I can't get my head around on how to solve this problem.
I personally find it much easier to look at and reason about objects instead of arrays, particularly when they get deeply nested. There's minor overhead, but I think as long as you keep the objects simple that's worth it.
class LogData
{
private const LOG_TYPE_MISSING_PARENT = 'MISSING_PARENT';
public array $lines = [];
public function __construct(public readonly string $type, public readonly ?string $dateTime = null)
{
}
/**
* This object is used just in case the log file does not start with a log type.
*/
public static function createMissingParentHolder(): self
{
return new self(self::LOG_TYPE_MISSING_PARENT);
}
}
One weird thing is the MISSING_PARENT
thing. It is probably overkill, but it exists to defend against a theoretical edge case where the first line is missing a keyword, so at least we have somewhere to stash that line.
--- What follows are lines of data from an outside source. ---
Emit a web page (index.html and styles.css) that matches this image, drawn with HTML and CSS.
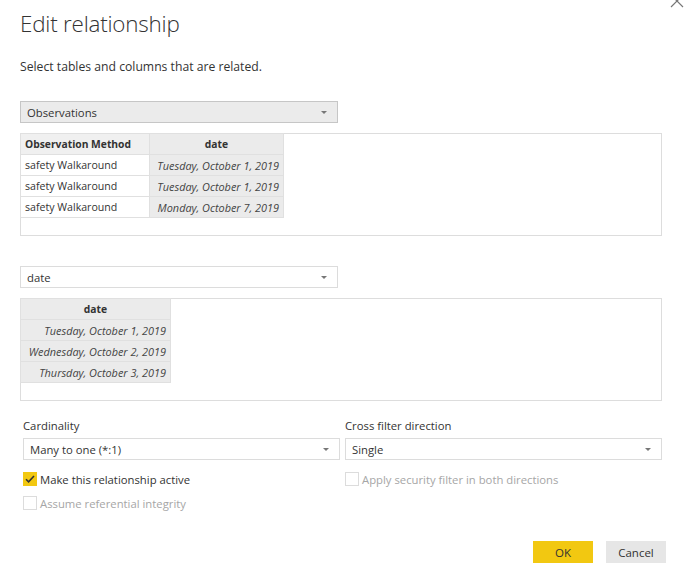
FILE: index.html
```html
<!DOCTYPE html>
<html>
<head>
<meta charset="utf-8">
<link rel="stylesheet" href="styles.css">
</head>
<body>
<div class="dialog">
  <svg class="close" width="14" height="14" viewBox="0 0 14 14"><path d="M1 1L13 13M13 1L1 13" stroke="#777" stroke-width="1.2" fill="none"/></svg>
  <h1 class="title">Edit relationship</h1>
  <p class="subtitle">Select tables and columns that are related.</p>

  <div class="select select-gray"><span>Observations</span><i class="caret"></i></div>
  <div class="grid-box">
    <table class="grid">
      <tr><th class="c1 left">Observation Method</th><th class="c2">date</th></tr>
      <tr><td class="c1">safety Walkaround</td><td class="c2 dt">Tuesday, October 1, 2019</td></tr>
      <tr><td class="c1">safety Walkaround</td><td class="c2 dt">Tuesday, October 1, 2019</td></tr>
      <tr><td class="c1">safety Walkaround</td><td class="c2 dt">Monday, October 7, 2019</td></tr>
    </table>
  </div>

  <div class="select select-white second"><span>date</span><i class="caret"></i></div>
  <div class="grid-box">
    <table class="grid">
      <tr><th class="c3">date</th></tr>
      <tr><td class="c3 dt">Tuesday, October 1, 2019</td></tr>
      <tr><td class="c3 dt">Wednesday, October 2, 2019</td></tr>
      <tr><td class="c3 dt">Thursday, October 3, 2019</td></tr>
    </table>
  </div>

  <div class="options">
    <div class="opt-col">
      <div class="label">Cardinality</div>
      <div class="select select-white wide"><span>Many to one (*:1)</span><i class="caret"></i></div>
      <label class="check"><span class="box on"><svg width="14" height="14" viewBox="0 0 14 14"><path d="M3 7.2L5.6 9.8L11 4" stroke="#333" stroke-width="1.6" fill="none"/></svg></span>Make this relationship active</label>
      <label class="check disabled"><span class="box"></span>Assume referential integrity</label>
    </div>
    <div class="opt-col">
      <div class="label">Cross filter direction</div>
      <div class="select select-white wide"><span>Single</span><i class="caret"></i></div>
      <label class="check disabled"><span class="box"></span>Apply security filter in both directions</label>
    </div>
  </div>

  <div class="buttons">
    <button class="btn ok">OK</button>
    <button class="btn cancel">Cancel</button>
  </div>
</div>
</body>
</html>
```
FILE: styles.css
```css
html, body { margin: 0; padding: 0; background: #fff; }
body { font-family: "Open Sans", "Noto Sans", sans-serif; color: #333; }
.dialog { position: relative; width: 685px; height: 579px; box-sizing: border-box; padding: 0 0 0 20px; overflow: hidden; }
.close { position: absolute; right: 1px; top: -6px; }
.title { margin: 0; padding-top: 8px; font-weight: 300; font-size: 22.4px; line-height: 32px; color: #333; letter-spacing: -0.2px; }
.subtitle { margin: 18px 0 0; font-size: 12.2px; line-height: 17px; color: #333; }
.select { box-sizing: border-box; height: 22px; display: flex; align-items: center; justify-content: space-between; padding: 0 10px 0 6px; font-size: 11.3px; color: #333; }
.select-gray { width: 318px; margin-top: 26px; background: #ebebeb; border: 1px solid #c6c6c6; }
.select-white { width: 318px; background: #fff; border: 1px solid #dcdcdc; }
.second { margin-top: 30px; }
.caret { width: 0; height: 0; border-left: 3.5px solid transparent; border-right: 3.5px solid transparent; border-top: 3.5px solid #777; }
.grid-box { box-sizing: border-box; width: 642px; height: 103px; margin-top: 10px; border: 1px solid #dddddd; }
.grid { border-collapse: collapse; margin: -1px 0 0 -1px; font-size: 10.6px; }
.grid tr { height: 21px; }
.grid th, .grid td { box-sizing: border-box; border: 1px solid #e0e0e0; padding: 0 4px; white-space: nowrap; line-height: 19px; }
.grid th { font-size: 10.3px; font-weight: 700; text-align: center; background: #ebebeb; color: #333; }
.grid th.left { text-align: left; background: #f0f0f0; }
.grid td { color: #333; }
.c1 { width: 129px; }
.c2 { width: 134px; }
.c3 { width: 150px; }
.grid td.dt { font-size: 10.9px; font-style: italic; text-align: right; background: #ebebeb; color: #444; }
.options { display: grid; grid-template-columns: 322px 317px; margin: 16px 0 0 3px; }
.label { font-size: 11.3px; line-height: 17px; color: #333; }
.wide { width: 317px; margin-top: 4px; padding-left: 6px; }
.check { display: flex; align-items: center; gap: 3px; font-size: 11.3px; color: #333; height: 14px; margin-top: 12px; }
.check + .check { margin-top: 10px; }
.check.disabled { color: #a6a6a6; }
.box { box-sizing: border-box; width: 14px; height: 14px; border: 1px solid #dcdcdc; background: #fff; display: inline-flex; }
.box.on { background: #f2c811; border-color: #f2c811; }
.box svg { margin: -1px; }
.buttons { position: absolute; left: 533px; top: 541px; display: flex; gap: 13px; }
.btn { width: 60px; height: 22px; border: none; font-family: "Open Sans", sans-serif; font-size: 11.5px; color: #333; padding: 0; }
.ok { background: #f2c811; }
.cancel { background: #e6e6e6; }
```
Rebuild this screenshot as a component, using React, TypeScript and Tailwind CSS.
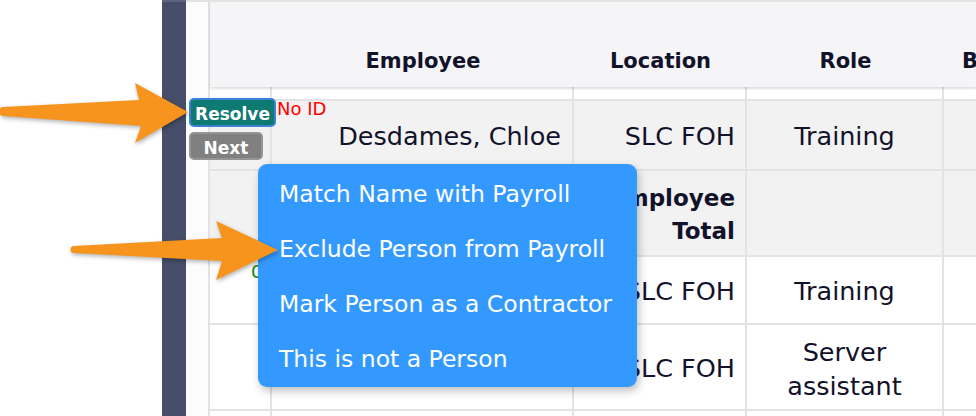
import React from "react";

const cols = "grid grid-cols-[62px_302px_173px_197px_1fr]";

function Cell({
  children,
  className = "",
}: {
  children?: React.ReactNode;
  className?: string;
}) {
  return (
    <div className={`border-r-2 border-[#e3e3e3] flex items-center ${className}`}>
      {children}
    </div>
  );
}

export default function App() {
  return (
    <div className="relative w-[976px] h-[416px] overflow-hidden bg-white flex font-['DejaVu_Sans',sans-serif] text-[#12122b]">
      <div className="w-[162px] shrink-0 bg-white" />
      <div className="w-[24px] shrink-0 bg-[#474e69] border-t-2 border-[#5d6480]" />
      <div className="flex-1 flex flex-col bg-[#fcfcfc] border-t-2 border-[#e2e2e2] pl-[22px]">
        <div className="flex-1 flex flex-col border-l-2 border-[#e3e3e3]">
          {/* header */}
          <div
            className={`${cols} h-[85px] shrink-0 bg-[#f5f5f7] shadow-[0_2px_2px_rgba(0,0,0,0.12)] relative z-10 text-[21px] font-bold leading-[28px]`}
          >
            <div />
            <div className="flex items-end justify-center pb-[12px]">Employee</div>
            <div className="flex items-end justify-center pb-[12px]">Location</div>
            <div className="flex items-end justify-center pb-[12px]">Role</div>
            <div className="flex items-end pl-[18px] pb-[12px] whitespace-nowrap overflow-hidden">Breaks</div>
          </div>
          {/* spacer */}
          <div className={`${cols} h-[14px] shrink-0 bg-white border-b-2 border-[#e3e3e3]`}>
            <Cell />
            <Cell />
            <Cell />
            <Cell />
            <div />
          </div>
          {/* row 1 */}
          <div className={`${cols} h-[70px] shrink-0 bg-[#f2f2f2] border-b-2 border-[#e3e3e3] text-[25.5px]`}>
            <Cell />
            <Cell className="justify-end pr-[11px] pt-[2px] whitespace-nowrap">Desdames, Chloe</Cell>
            <Cell className="justify-end pr-[10px] pt-[2px] whitespace-nowrap">SLC FOH</Cell>
            <Cell className="justify-center pt-[2px]">Training</Cell>
            <div />
          </div>
          {/* row 2 */}
          <div className={`${cols} h-[86px] shrink-0 bg-[#f2f2f2] border-b-2 border-[#e3e3e3] text-[23px]`}>
            <Cell />
            <Cell />
            <Cell className="justify-end pr-[10px] pt-[3px] text-right font-bold leading-[33px]">
              Employee
              <br />
              Total
            </Cell>
            <Cell />
            <div />
          </div>
          {/* row 3 */}
          <div className={`${cols} h-[68px] shrink-0 bg-white border-b-2 border-[#e3e3e3] text-[25.5px]`}>
            <Cell className="relative">
              <span className="absolute left-[41px] top-[1px] text-[18px] text-[#0a8a0a]">0</span>
            </Cell>
            <Cell />
            <Cell className="justify-end pr-[10px] pt-[2px] whitespace-nowrap">SLC FOH</Cell>
            <Cell className="justify-center pt-[2px]">Training</Cell>
            <div />
          </div>
          {/* row 4 */}
          <div className={`${cols} h-[86px] shrink-0 bg-white border-b-2 border-[#e3e3e3] text-[25.5px]`}>
            <Cell />
            <Cell />
            <Cell className="justify-end pr-[10px] pt-[2px] whitespace-nowrap">SLC FOH</Cell>
            <Cell className="justify-center text-center leading-[34px] pt-[3px]">
              Server
              <br />
              assistant
            </Cell>
            <div />
          </div>
          {/* row 5 */}
          <div className={`${cols} flex-1 bg-white`}>
            <Cell />
            <Cell />
            <Cell />
            <Cell />
            <div />
          </div>
        </div>
      </div>

      {/* Resolve / Next buttons */}
      <div className="absolute left-[189px] top-[98px] w-[87px] h-[29px] rounded-[5px] bg-[#0f7a72] border-2 border-[#3b82d6] text-white text-[17px] font-bold flex items-center justify-center pt-[3px] leading-[20px] z-20">
        Resolve
      </div>
      <div className="absolute left-[277px] top-[99px] text-[18px] leading-[20px] text-[#ff0000] z-20">
        No ID
      </div>
      <div className="absolute left-[189px] top-[132px] w-[74px] h-[28px] rounded-[5px] bg-[#808080] border-2 border-[#959595] text-white text-[17px] font-bold flex items-center justify-center pt-[3px] leading-[20px] z-20">
        Next
      </div>

      {/* dropdown menu */}
      <div className="absolute left-[258px] top-[164px] w-[379px] h-[223px] rounded-[9px] bg-[#3399ff] shadow-[2px_4px_8px_rgba(0,0,0,0.25)] text-white text-[23.5px] pl-[21px] pt-[3px] flex flex-col z-20 whitespace-nowrap">
        <div className="h-[56px] flex items-center">Match Name with Payroll</div>
        <div className="h-[56px] flex items-center">Exclude Person from Payroll</div>
        <div className="h-[56px] flex items-center">Mark Person as a Contractor</div>
        <div className="h-[56px] flex items-center">This is not a Person</div>
      </div>

      {/* arrows */}
      <svg
        className="absolute left-0 top-0 z-30 pointer-events-none drop-shadow-[1px_2px_2px_rgba(0,0,0,0.3)]"
        width="976"
        height="416"
        viewBox="0 0 976 416"
      >
        <path
          d="M 3 107 L 139 100 L 135 83 L 188 112 L 135 143 L 141 126 L 3 116 A 4.5 4.5 0 0 1 3 107 Z"
          fill="#f7941d"
        />
        <path
          d="M 74 246 L 222 238 L 216 221 L 278 250 L 216 280 L 222 261 L 74 253 A 3.5 3.5 0 0 1 74 246 Z"
          fill="#f7941d"
        />
      </svg>
    </div>
  );
}
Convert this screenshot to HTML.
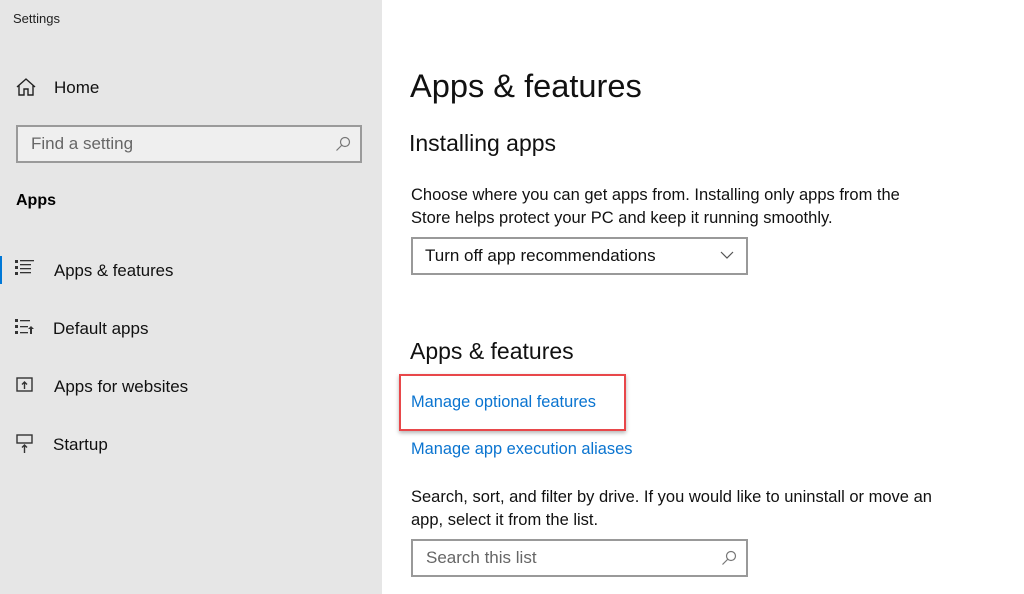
<!DOCTYPE html>
<html><head><style>
*{margin:0;padding:0;box-sizing:border-box}
body{width:1024px;height:594px;overflow:hidden;background:#fff;font-family:"Liberation Sans",sans-serif;position:relative;color:#000}
.side{position:absolute;left:0;top:0;width:382px;height:594px;background:#e6e6e6}
.a{position:absolute;white-space:nowrap}
.box{position:absolute;border:2px solid #999}
.nav{font-size:16px;color:#111}
.ic{position:absolute}
.link{color:#0a74d0;font-size:16.4px}
</style></head><body>
<div class="side">
<div class="a" style="left:13px;top:11px;font-size:13px;color:#222">Settings</div>
<svg class="ic" style="left:16px;top:78px" width="20" height="18" viewBox="0 0 20 18" fill="none" stroke="#222" stroke-width="1.4"><path d="M1 9 L10 1 L19 9 M3 7 V17 H8 V11 H12 V17 H17 V7"/></svg>
<div class="a nav" style="left:54px;top:78px;font-size:17px">Home</div>
<div class="box" style="left:16px;top:125px;width:346px;height:38px;background:#efefef;border-color:#9a9a9a"></div>
<div class="a" style="left:31px;top:134px;font-size:17px;color:#666">Find a setting</div>
<svg class="ic" style="left:335px;top:136px" width="16" height="16" viewBox="0 0 16 16" fill="none" stroke="#777" stroke-width="1.2"><circle cx="10" cy="6" r="4.5"/><path d="M7 9 L1.5 14.5"/></svg>
<div class="a" style="left:16px;top:192px;font-size:16px;font-weight:bold">Apps</div>
<div class="a" style="left:0;top:256px;width:2px;height:28px;background:#0078d7"></div>
<svg class="ic" style="left:15px;top:259px" width="20" height="18" viewBox="0 0 20 18" fill="#333"><rect x="0" y="1" width="3" height="3"/><rect x="0" y="7" width="3" height="3"/><rect x="0" y="13" width="3" height="3"/><rect x="5" y="1" width="14" height="1.3"/><rect x="5" y="5" width="11" height="1.3"/><rect x="5" y="9" width="11" height="1.3"/><rect x="5" y="13" width="11" height="1.3"/></svg>
<div class="a nav" style="left:54px;top:261px;font-size:16.8px">Apps &amp; features</div>
<svg class="ic" style="left:15px;top:318px" width="20" height="18" viewBox="0 0 20 18" fill="#333"><rect x="0" y="1" width="3" height="3"/><rect x="0" y="7" width="3" height="3"/><rect x="0" y="13" width="3" height="3"/><rect x="5" y="2" width="10" height="1.3"/><rect x="5" y="8" width="8" height="1.3"/><rect x="5" y="14" width="8" height="1.3"/><path d="M16 8 L19 11 H17 V16 H15 V11 H13Z"/></svg>
<div class="a nav" style="left:53px;top:319px;font-size:17px">Default apps</div>
<svg class="ic" style="left:16px;top:377px" width="18" height="16" viewBox="0 0 18 16" fill="none" stroke="#333" stroke-width="1.4"><rect x="1" y="1" width="15" height="13"/><path d="M8.5 12 V5 M6 7.5 L8.5 5 L11 7.5"/></svg>
<div class="a nav" style="left:54px;top:377px;font-size:17px">Apps for websites</div>
<svg class="ic" style="left:16px;top:434px" width="18" height="20" viewBox="0 0 18 20" fill="none" stroke="#333" stroke-width="1.4"><rect x="1" y="1" width="15" height="8"/><path d="M8.5 19 V11 M6 13.5 L8.5 11 L11 13.5"/></svg>
<div class="a nav" style="left:53px;top:435px;font-size:17px">Startup</div>
</div>
<div class="a" style="left:410px;top:67px;font-size:32.6px;color:#111">Apps &amp; features</div>
<div class="a" style="left:409px;top:130px;font-size:23px;color:#111">Installing apps</div>
<div class="a" style="left:411px;top:184px;font-size:16.5px;line-height:23px;color:#111">Choose where you can get apps from. Installing only apps from the<br>Store helps protect your PC and keep it running smoothly.</div>
<div class="box" style="left:411px;top:237px;width:337px;height:38px"></div>
<div class="a" style="left:425px;top:246px;font-size:17px;color:#111">Turn off app recommendations</div>
<svg class="ic" style="left:720px;top:250px" width="14" height="10" viewBox="0 0 14 10" fill="none" stroke="#555" stroke-width="1.2"><path d="M1 2 L7 8 L13 2"/></svg>
<div class="a" style="left:410px;top:338px;font-size:23px;color:#111">Apps &amp; features</div>
<div class="a" style="left:399px;top:374px;width:227px;height:57px;border:2px solid #e8474a;box-shadow:0 2px 4px rgba(0,0,0,.3)"></div>
<div class="a link" style="left:411px;top:393px">Manage optional features</div>
<div class="a link" style="left:411px;top:440px">Manage app execution aliases</div>
<div class="a" style="left:411px;top:486px;font-size:16.5px;line-height:23px;color:#111">Search, sort, and filter by drive. If you would like to uninstall or move an<br>app, select it from the list.</div>
<div class="box" style="left:411px;top:539px;width:337px;height:38px"></div>
<div class="a" style="left:426px;top:548px;font-size:17px;color:#666">Search this list</div>
<svg class="ic" style="left:721px;top:550px" width="16" height="16" viewBox="0 0 16 16" fill="none" stroke="#777" stroke-width="1.2"><circle cx="10" cy="6" r="4.5"/><path d="M7 9 L1.5 14.5"/></svg>
</body></html>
This can obviously be dropped but I'd rather be safe than sorry, especially since this log reader is reading exception logs, and you don't want an exception.
Then we can create a variable such as $currentLogObject
that is an instance of that class, stash info and lines in it, store it in a global array as needed, and re-instantiate when we detect a new grouping.
One advantage of this is that we are always collecting, we don't need to keep track of that fact.
$keywords = ['INFO', 'CRITICAL', 'ERROR', 'WARNING', 'DEBUG'];
$logObjects = [];
$currentLogObject = null;
while (($line = fgets($fp)) !== false) {
$words = explode(' ', $line);
$firstWord = $words[0] ?? '';
$timeWord = $words[3] ?? '';
// See if we found a special word
if (in_array($firstWord, $keywords, true)) {
// If we have an existing object, store it
if ($currentLogObject) {
$logObjects[] = $currentLogObject;
}
// Create a new object
$currentLogObject = new LogData($firstWord, $timeWord);
} elseif ($currentLogObject === null) {
// We didn't find a special word, so make sure something exists to stash the line
$currentLogObject = LogData::createMissingParentHolder();
}
// No matter what happens above, stash the line
$currentLogObject->lines[] = $line;
}
// At the end of the loop, make sure to store the last object
if ($currentLogObject !== null) {
$logObjects[] = $currentLogObject;
}